The modeling experiments have been conducted using random forest only since it is not only a popular choice for the task at hand but also since there is no functionality to train a model locally and then deploy it to EE for most other models available in EE.
The experiments compare performance in terms of standard classification metrics
for random forest with default hyperparameters and random forest with optimized hyperparameters (found using auto-sklearn
).
Besides, different configurations of the data structure and sets of features are also compared:
- annual, seasonal (rainy and dry) and quarterly data
- raw bands and standard remote sensing indices (e. g. NDVI, NDWI, SAVI, EVI)
It is possible to create an even more granular monthly time series of the data, but doing so results in a reduced sample size. This is due to the fact that there is pronounced cloud cover during the rainy season which in turn leads to less data for certain dates and areas.
Due to severe class imbalance the training data is rather small. The test data has not been balanced.
The table below shows the experiments' results. The key observations are:
- Focussing on the test set, performance tends to increase with the granularity of the data.
- The optimized model tends to yield only minor improvements at the cost of increased complexity and effort.
- Adding indices doesn't tend to improve performance.
- The models classify the training data perfectly, leading to a fairly large gap compared to the test set.
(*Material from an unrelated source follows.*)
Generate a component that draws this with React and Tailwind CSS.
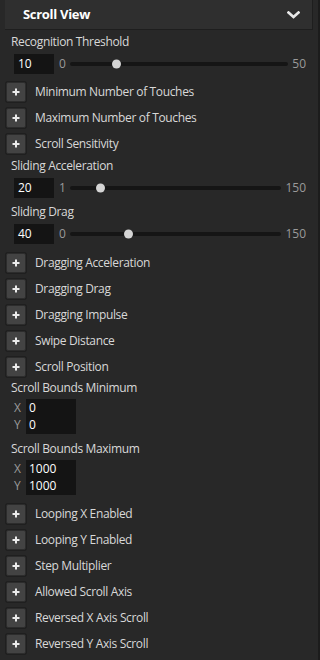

This could be due to overfitting which could potentially be alleviated using more training data, using less features, reducing model complexity or using regularization.
It is also noteworthy that the models don't perform equally well for all classes:
- F1 >= 0.9: water, cropland, forest and wetland
- F1 < 0.9 and F1 >= 0.8: built up, grass and shrub
- F1 < 0.8: bare In some case there is also significant confusion between classes.
model | features | set | sample size | accuracy | precision | recall | f1 |
---|---|---|---|---|---|---|---|
rf default | raw bands only | train | 3305 | 1 | 1 | 1 | 1 |
rf default | raw bands only | test | 78321 | 0.8488 | 0.7012 | 0.8432 | 0.7276 |
rf optimized | raw bands only | train | 3305 | 1 | 1 | 1 | 1 |
rf optimized | raw bands only | test | 78321 | 0.8515 | 0.7075 | 0.8533 | 0.7372 |
rf default | raw bands and indices | train | 3305 | 1 | 1 | 1 | 1 |
rf default | raw bands and indices | test | 78321 | 0.8467 | 0.6869 | 0.8296 | 0.7143 |
rf optimized | raw bands and indices | train | 3305 | 1 | 1 | 1 | 1 |
rf optimized | raw bands and indices | test | 78321 | 0.8504 | 0.6933 | 0.8495 | 0.7256 |
rf default | seasonal raw bands | train | 3305 | 1 | 1 | 1 | 1 |
rf default | seasonal raw bands | test | 78321 | 0.888 | 0.706 | 0.8964 | 0.754 |
rf optimized | seasonal raw bands | train | 3305 | 1 | 1 | 1 | 1 |
rf optimized | seasonal raw bands | test | 78321 | 0.8942 | 0.7145 | 0.9053 | 0.7647 |
rf default | seasonal raw bands and indices | train | 3305 | 1 | 1 | 1 | 1 |
rf default | seasonal raw bands and indices | test | 78321 | 0.8895 | 0.727 | 0.891 | 0.7598 |
rf optimized | seasonal raw bands and indices | train | 3305 | 1 | 1 | 1 | 1 |
rf optimized | seasonal raw bands and indices | test | 78321 | 0.8979 | 0.7383 | 0.9031 | 0.7793 |
rf default | quarterly raw bands | train | 3305 | 1 | 1 | 1 | 1 |
rf default | quarterly raw bands | test | 78321 | 0.9295 | 0.7882 | 0.9352 | 0.8295 |
rf optimized | quarterly raw bands | train | 3305 | 1 | 1 | 1 | 1 |
rf optimized | quarterly raw bands | test | 78321 | 0.9356 | 0.8189 | 0.9398 | 0.8565 |
rf default | quarterly raw bands and indices | train | 3305 | 1 | 1 | 1 | 1 |
rf default | quarterly raw bands and indices | test | 78321 | 0.9303 | 0.772 | 0.9322 | 0.82 |
rf optimized | quarterly raw bands and indices | train | 3305 | 1 | 1 | 1 | 1 |
rf optimized | quarterly raw bands and indices | test | 78321 | 0.9355 | 0.81 | 0.9429 | 0.8527 |
Below is a comparison of feature importances for the default and the optimized random forest, using quarterly data and raw bands only as features.
The notebook final_model.ipynb
also contains permutation importances for the train and test set.
The pipeline is set up and working, can be transferred to other use cases and the first results look promising. It surely can be improved, e. g. in terms of usability and efficiency. And there are open questions, such as:
- How can the amount of data, especially for certain rare classes, be increased?
- Can the data structure be improved?
- Why don't the indices improve performance as expected? Which other features can be added?
- Is an efficient feature selection process necessary?
- Why doesn't the optimization yield significant performance improvements?
- How to overcome overfitting?
- The model doesn't seem to ever predict water but only wetland. What can be done here? Is this even an issue?